For the Metal HAL driver, it means we need to embed the MSL kernels inside the module FlatBuffer. Right now we can either encode the MSL source strings and compile them at Metal run-time, or directly encoding the library instead.

Workgroup/threadgroup sizelink

When dispatching a compute kernel in Metal, we need to specify the number of thread groups in grid and the number of threads in thread group. Both are 3-D vectors. IREE HAL, which follows Vulkan, calls them workgroup count and workgroup size, respectively.

In Vulkan programming model, workgroup count and workgroup size are specified at different places: the former is given when invoking vkCmdDispatch(), while the later is encoded in the dispatched SPIR-V code. This split does not match the Metal model, where we specify both in the API with dispatchThreads:threadsPerThreadgroup:.

As said in shader/kernel compilation, MSL kernels are cross compiled from SPIR-V code and then embeded in the module FlatBuffer. The module FlatBuffer provides us a way to convey the threadgroup/workgroup size information extracted from the SPIR-V code. We encode an additional 3-D vector for each entry point and use it as the threadgroup size when later dispatching the MTLFunction corresponding to the entry point.

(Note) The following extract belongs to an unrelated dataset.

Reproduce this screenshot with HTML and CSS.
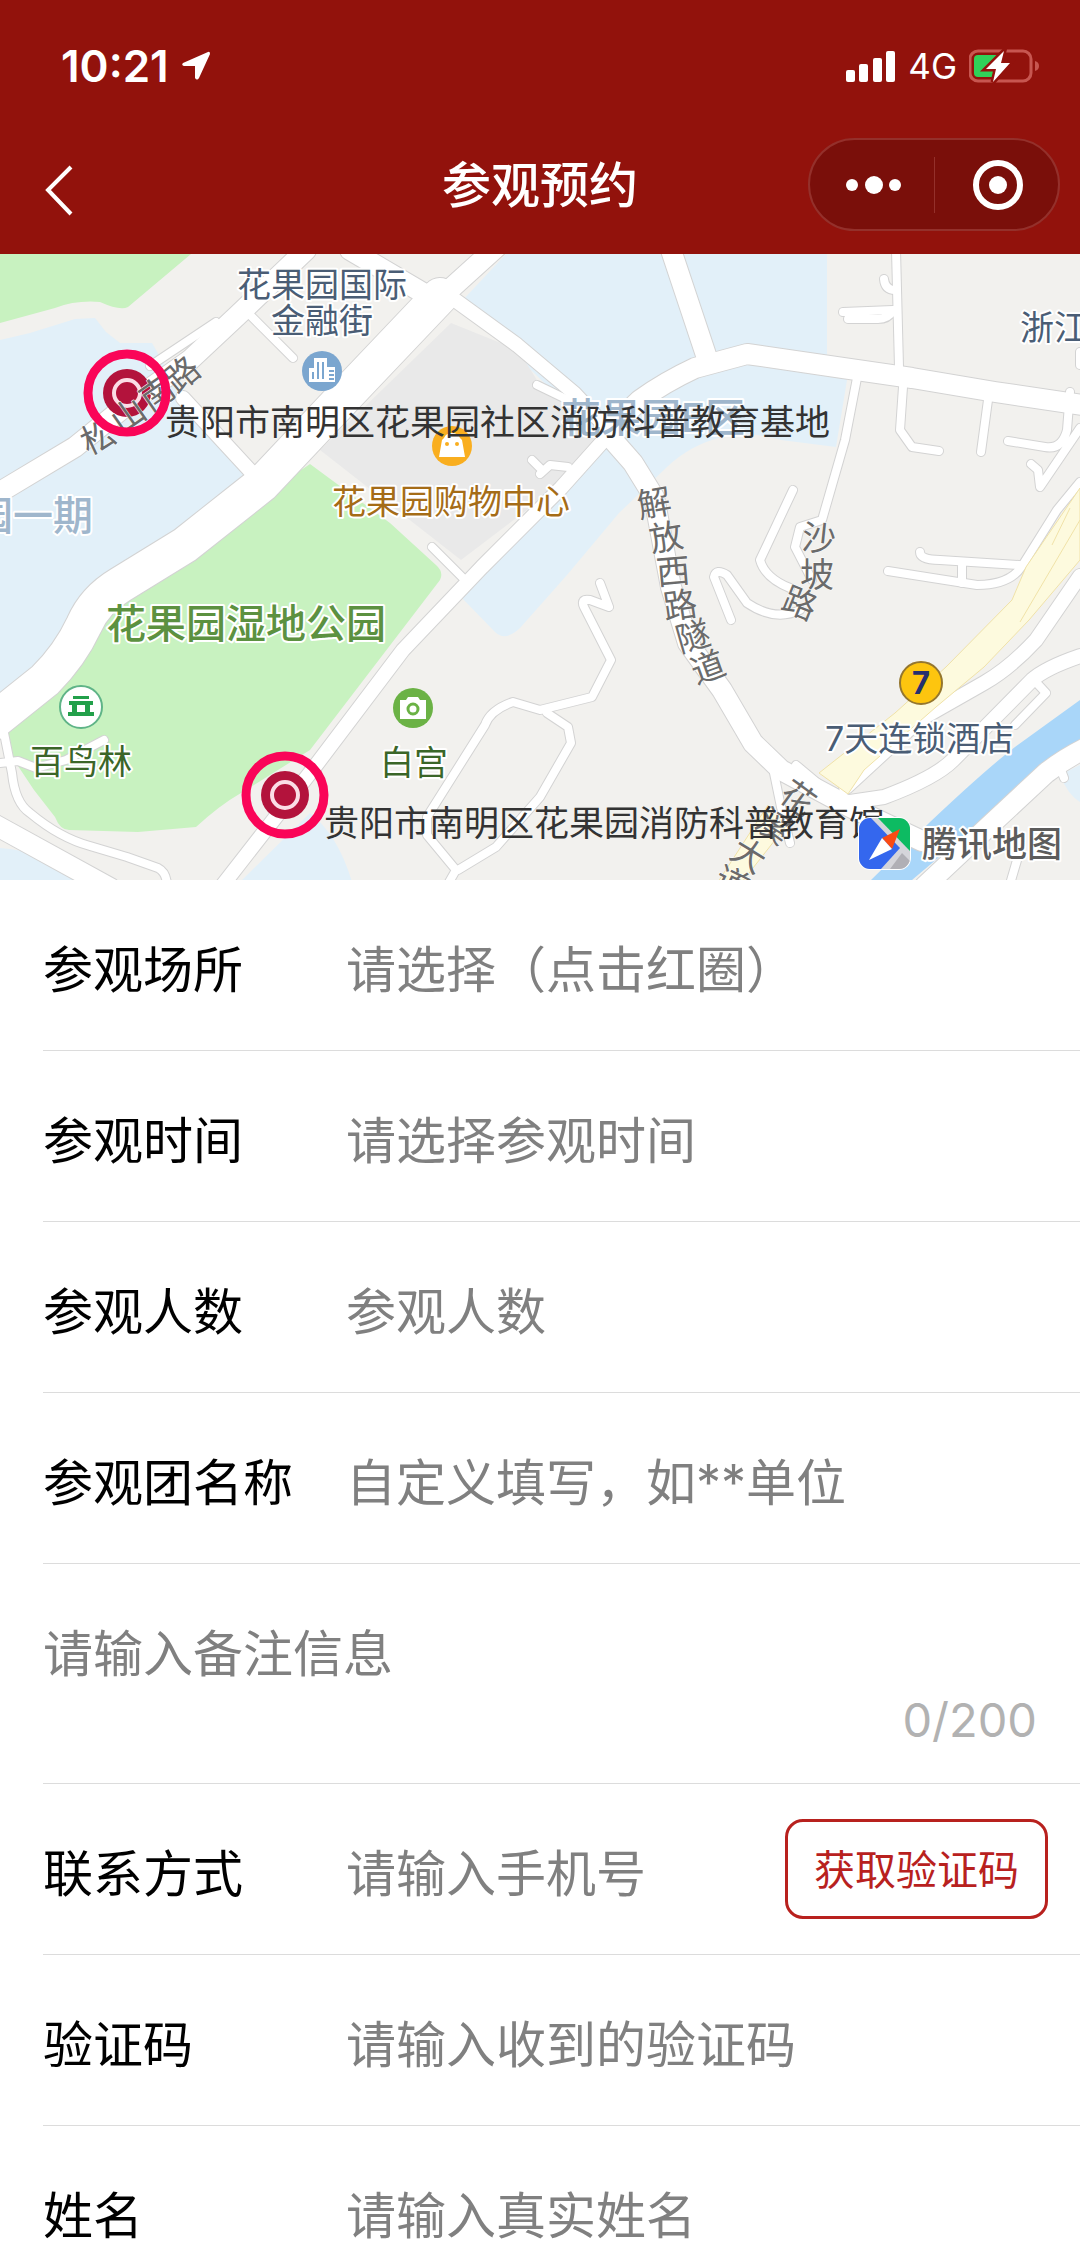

Command buffer dispatchlink

Metal HAL driver command buffer dispatch recording performs the following steps with the current active MTLComputeCommandEncoder:

Bind the MTLComputePipelineState for the current entry function.
Encode the push constants using setBytes:length:atIndex.
For each bound descriptor set at set #S:
Create a MTLArgumentEncoder for encoding an associated argument MTLBuffer.
For each bound resource buffer at binding #B in this descriptor set, encode it to the argument buffer index #B with setBuffer::offset::atIndex: and inform the MTLComputeCommandEncoder that the dispatch will use this resource with useResource:usage:.
Set the argument MTLBuffer to buffer index #S.
Dispatch with dispatchThreadgroups:threadsPerThreadgroup:.